Gordon Tillman wrote:


On Dec 16, 2005, at 13:18, [EMAIL PROTECTED] wrote:


Can anyone advise on the best mode? At the moment I am inclined to create a one-card stack that links to a text file. In the text file, one line of text would contain all of the data for one card. So to "go" to card 533 the computer would simply read line 533 of the text file, parse it, and set up the data onto the fields. This method seems really good as searches are very fast using "lineoffset", and if things get fouled up I can simply open the text file in any word-processor and fix it. I also like the fact that I don't have to continually save the stack -- in my script the text file would be continually
updated as fields are changed, cards created/deleted.



I would recommend that you use the altSQLite external from http:// www.altuit.com/webs/hemingway/AltuitCover/default.htm.

This external is a wrapper around the excellent SQLite database engine. You can read more about SQLite here:

http://sqlite.org/

Works very well, is extremely fast, and can handle even much larger databases that what you are needing. Plus it is less expensive than than the Valentina route. The database file is also fully cross- platform.

sqlite sounds like a good option - but I'm not sure it is needed. For 5000 records of 50 fields, that's not a scale of problem that *requires* any database. There may be other aspects of your problem that cause you to need a database (complex searches or sorting, maybe), but for many purposes, the simple text file with CR + TAB delimiters should be adequate.
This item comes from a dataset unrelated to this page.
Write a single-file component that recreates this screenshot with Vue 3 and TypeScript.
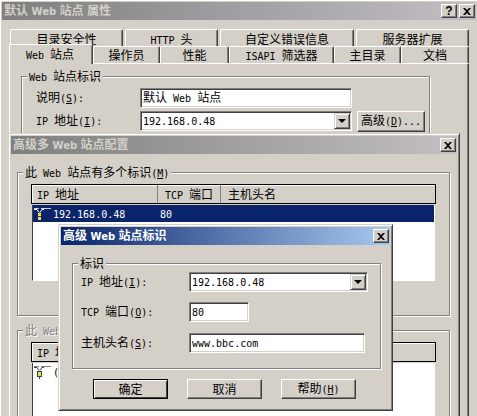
<template>
  <div class="desk">
    <!-- properties sheet, bottom of the stack -->
    <div class="win sheet">
      <div class="title">
        <span class="cap"><T t="默认 Web 站点 属性" /></span>
        <div class="capbtns">
          <button class="capbtn q">?</button>
          <button class="capbtn"><svg width="8" height="7" viewBox="0 0 8 7"><path d="M0 0h2l2 2 2-2h2L5 3.5 8 7H6L4 5 2 7H0l3-3.5z" /></svg></button>
        </div>
      </div>
      <div class="tabrow top">
        <div v-for="t in topTabs" :key="t.t" class="tab" :style="{ width: t.w + 'px' }"><T :t="t.t" /></div>
      </div>
      <div class="tabrow low">
        <div v-for="t in lowTabs" :key="t.t" class="tab" :class="{ on: t.on }" :style="{ width: t.w + 'px' }"><T :t="t.t" /></div>
      </div>
      <div class="panel">
        <fieldset class="grp sitegrp">
          <legend><T t="Web 站点标识" /></legend>
          <div class="form">
            <div class="frow">
              <label class="lbl"><T t="说明(&S):" /></label>
              <div class="field w212"><T t="默认 Web 站点" /></div>
            </div>
            <div class="frow">
              <label class="lbl"><T t="IP 地址(&I):" /></label>
              <div class="field combo w212">
                <T t="192.168.0.48" />
                <span class="drop"><i class="arrow"></i></span>
              </div>
              <button class="btn adv"><T t="高级(&D)..." /></button>
            </div>
          </div>
        </fieldset>
      </div>
    </div>

    <!-- multiple identities dialog -->
    <div class="win multi">
      <div class="title">
        <span class="cap"><T t="高级多 Web 站点配置" /></span>
        <div class="capbtns">
          <button class="capbtn"><svg width="8" height="7" viewBox="0 0 8 7"><path d="M0 0h2l2 2 2-2h2L5 3.5 8 7H6L4 5 2 7H0l3-3.5z" /></svg></button>
        </div>
      </div>
      <fieldset class="grp listgrp">
        <legend><T t="此 Web 站点有多个标识(&M)" /></legend>
        <div class="list">
          <div class="lhead">
            <span class="hc c1"><T t="IP 地址" /></span>
            <span class="hc c2"><T t="TCP 端口" /></span>
            <span class="hc c3"><T t="主机头名" /></span>
          </div>
          <div class="lbody b1">
            <div class="lrow sel">
              <svg class="plug" width="19" height="14" viewBox="0 0 19 14"><path d="M1 1.5h5M8 1.5h10" stroke="#d4d0c8" fill="none" /><path d="M1 2.5h3l2 3M11 2.5H9L7 5.5" stroke="#fff" fill="none" /><rect x="5" y="6" width="3" height="7" fill="#e8dc50" /><path d="M5 9.5h3" stroke="#404040" /></svg>
              <span class="cell1"><T t="192.168.0.48" /></span>
              <span class="cell2"><T t="80" /></span>
            </div>
          </div>
        </div>
      </fieldset>
      <fieldset class="grp listgrp2">
        <legend class="off"><T t="此 Web" /></legend>
        <div class="list">
          <div class="lhead">
            <span class="hc c1"><T t="IP 地址" /></span>
          </div>
          <div class="lbody b2">
            <div class="lrow">
              <svg class="plug" width="19" height="14" viewBox="0 0 19 14"><path d="M1 1.5h5M8 1.5h10" stroke="#808080" fill="none" /><path d="M1 2.5h3l2 3M11 2.5H9L7 5.5" stroke="#404040" fill="none" /><rect x="4.5" y="6.5" width="4" height="5" fill="#e8dc50" stroke="#404040" /><path d="M6.500 12v2" stroke="#404040" /></svg>
              <span class="cell1"><T t="(" /></span>
            </div>
          </div>
        </div>
      </fieldset>
    </div>

    <!-- identity dialog on top -->
    <div class="win ident">
      <div class="title blue">
        <span class="cap"><T t="高级 Web 站点标识" /></span>
        <div class="capbtns">
          <button class="capbtn"><svg width="8" height="7" viewBox="0 0 8 7"><path d="M0 0h2l2 2 2-2h2L5 3.5 8 7H6L4 5 2 7H0l3-3.5z" /></svg></button>
        </div>
      </div>
      <fieldset class="grp idgrp">
        <legend><T t="标识" /></legend>
        <div class="idform">
          <div class="frow">
            <label class="lbl2"><T t="IP 地址(&I):" /></label>
            <div class="field combo w179">
              <T t="192.168.0.48" />
              <span class="drop"><i class="arrow"></i></span>
            </div>
          </div>
          <div class="frow">
            <label class="lbl2"><T t="TCP 端口(&O):" /></label>
            <div class="field w59"><T t="80" /></div>
          </div>
          <div class="frow last">
            <label class="lbl2"><T t="主机头名(&S):" /></label>
            <div class="field w176"><T t="www.bbc.com" /></div>
          </div>
        </div>
      </fieldset>
      <div class="actions">
        <button class="btn act def"><T t="确定" /></button>
        <button class="btn act"><T t="取消" /></button>
        <button class="btn act"><T t="帮助(&H)" /></button>
      </div>
    </div>
  </div>
</template>

<script setup lang="ts">
import { h } from 'vue'

// SimSun look: half-width latin runs get their own span, & marks the access key
const T = (p: { t: string }) =>
  p.t.split(/([ -~]+)/).filter(Boolean).map((s) =>
    /^[ -~]/.test(s)
      ? h('span', { class: 'l' }, s.split(/&(.)/).map((c, i) => (i % 2 ? h('u', c) : c)))
      : s
  )
T.props = ['t']

const topTabs = [
  { t: '目录安全性', w: 113 },
  { t: 'HTTP 头', w: 93 },
  { t: '自定义错误信息', w: 134 },
  { t: '服务器扩展', w: 113 }
]
const lowTabs = [
  { t: 'Web 站点', w: 84, on: true },
  { t: '操作员', w: 67 },
  { t: '性能', w: 69 },
  { t: 'ISAPI 筛选器', w: 105 },
  { t: '主目录', w: 67 },
  { t: '文档', w: 68 }
]
</script>

<style>
body { margin: 0; background: #d4d0c8; }
.l { font-family: "DejaVu Sans Mono", "Liberation Mono", monospace; font-size: 10px; white-space: pre; }
.cap .l { font-family: "DejaVu Sans", sans-serif; font-size: 10px; font-weight: bold; }
</style>

<style scoped>
.desk { position: relative; width: 477px; height: 416px; overflow: hidden; background: #d4d0c8; font: 12px/14px "Noto Sans CJK SC", sans-serif; color: #000; }
.win { position: absolute; box-sizing: border-box; background: #d4d0c8; border: 1px solid; border-color: #d4d0c8 #404040 #404040 #d4d0c8; box-shadow: inset 1px 1px 0 #fff, inset -1px -1px 0 #808080; padding: 2px; }
.sheet { left: -1px; top: -1px; width: 480px; height: 420px; }
.multi { left: 8px; top: 133px; width: 452px; height: 300px; }
.ident { left: 58px; top: 224px; width: 335px; height: 187px; }

.title { height: 18px; display: flex; align-items: center; justify-content: space-between; padding: 0 1px 0 2px; background: linear-gradient(90deg, #808080, #c2bec2); color: #d4d0c8; }
.title.blue { background: linear-gradient(90deg, #0a246a, #a6caf0); color: #fff; }
.cap { font-weight: bold; white-space: pre; }
.capbtns { display: flex; gap: 2px; }
.capbtn { box-sizing: border-box; width: 16px; height: 14px; padding: 0; display: flex; align-items: center; justify-content: center; background: #d4d0c8; border: 1px solid; border-color: #fff #404040 #404040 #fff; box-shadow: inset -1px -1px 0 #808080; }
.capbtn.q { font: bold 12px/12px "Liberation Sans", sans-serif; }

.tabrow { display: flex; }
.tabrow.top { margin: 9px 0 0 8px; gap: 2px; }
.tabrow.low { margin-left: 7px; height: 17px; align-items: flex-end; }
.tab { box-sizing: border-box; height: 17px; text-align: center; line-height: 17px; white-space: pre; border-top: 1px solid #fff; border-left: 1px solid #fff; border-right: 1px solid #404040; border-radius: 2px 2px 0 0; box-shadow: inset -1px 0 0 #808080; }
.low .tab { line-height: 15px; }
.low .tab.on { position: relative; height: 20px; margin-bottom: -1px; padding-right: 2px; line-height: 17px; z-index: 1; background: #d4d0c8; }
.panel { box-sizing: border-box; margin-left: 7px; width: 460px; height: 380px; padding: 5px 0 0 11px; border-top: 1px solid #fff; border-left: 1px solid #fff; border-right: 1px solid #404040; box-shadow: inset -1px 0 0 #808080; }

.grp { margin: 0; padding: 0; min-width: 0; border: 1px solid #808080; box-shadow: inset 1px 1px 0 #fff, 1px 1px 0 #fff; }
.grp legend { margin-left: 5px; padding: 0 2px; height: 14px; background: #d4d0c8; white-space: pre; }
.grp legend.off { color: #808080; text-shadow: 1px 1px 0 #fff; }
.sitegrp { width: 407px; height: 130px; }
.form { padding: 5px 0 0 14px; display: flex; flex-direction: column; gap: 3px; }
.frow { display: flex; align-items: center; height: 20px; }
.lbl { width: 104px; white-space: pre; }
.lbl2 { width: 108px; white-space: pre; }

.field { box-sizing: border-box; height: 20px; padding: 1px 0 0 2px; background: #fff; white-space: pre; line-height: 14px; border: 1px solid; border-color: #808080 #fff #fff #808080; box-shadow: inset 1px 1px 0 #404040, inset -1px -1px 0 #d4d0c8; }
.combo { position: relative; }
.w212 { width: 212px; }
.w179 { width: 179px; }
.w59 { width: 60px; }
.w176 { width: 176px; }
.drop { position: absolute; right: 1px; top: 1px; box-sizing: border-box; width: 16px; height: 16px; display: flex; align-items: center; justify-content: center; background: #d4d0c8; border: 1px solid; border-color: #d4d0c8 #404040 #404040 #d4d0c8; box-shadow: inset 1px 1px 0 #fff, inset -1px -1px 0 #808080; }
.arrow { width: 0; height: 0; border: 4px solid transparent; border-top: 4px solid #000; border-bottom: 0; }

.btn { box-sizing: border-box; padding: 0; background: #d4d0c8; color: #000; font: inherit; white-space: pre; border: 1px solid; border-color: #fff #404040 #404040 #fff; box-shadow: inset -1px -1px 0 #808080; }
.adv { width: 68px; height: 21px; margin-left: 5px; }

.listgrp { margin: 11px 0 0 6px; width: 431px; height: 149px; }
.listgrp2 { margin: 7px 0 0 6px; width: 431px; height: 200px; }
.list { margin: 5px 0 0 13px; width: 405px; }
.lhead { box-sizing: border-box; height: 20px; display: flex; border: 1px solid #000; box-shadow: inset 1px 1px 0 #fff; line-height: 18px; }
.hc { box-sizing: border-box; padding-left: 5px; white-space: pre; height: 18px; }
.c1 { width: 126px; border-right: 1px solid #808080; }
.c2 { width: 63px; border-right: 1px solid #808080; padding-left: 7px; }
.c3 { padding-left: 7px; }
.lbody { margin: 0 1px; background: #fff; border-left: 1px solid #404040; border-right: 1px solid #fff; border-bottom: 1px solid #fff; }
.b1 { height: 75px; }
.b2 { height: 120px; }
.lrow { display: flex; align-items: center; height: 17px; margin-top: 1px; white-space: pre; }
.lrow.sel { background: #0a246a; color: #fff; }
.plug { flex: none; margin: 0 1px 0 0; }
.cell1 { width: 105px; }
.cell2 { padding-left: 2px; }

.idgrp { margin: 11px 0 0 11px; width: 307px; height: 111px; }
.idform { padding: 2px 0 0 8px; display: flex; flex-direction: column; gap: 10px; }
.frow.last { margin-top: 1px; }
.actions { display: flex; gap: 19px; margin: 10px 0 0 32px; }
.act { width: 75px; height: 20px; }
.act.def { border-color: #000; box-shadow: inset 1px 1px 0 #fff, inset -1px -1px 0 #404040; }
</style>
I have a couple of such projects - the larger one is 8-9,000 records of 40 fields per record - around 1.4 Mb total data. Straightforward searches - e.g. filtering to display only those records that match a couple of values or even regexes in specific fields - are, to all intents and purposes, instantaneous. I don't do much in the way of inter-record combinations, though I do some (it's a pedigree database, and I do things like multi-generation pedigrees and offspring reports). This is done with a simple text file for storage, with a the data held in a Transcript variable.

You should be careful about how / when you save changes (I do so only on user command, and keep N generations of backups, where N is user-selectable) - but my database is close to read-only - changes are infrequent and usually arrive in a large batch.

My advice is to not leap into using a more complex solution until you've proven a need for it.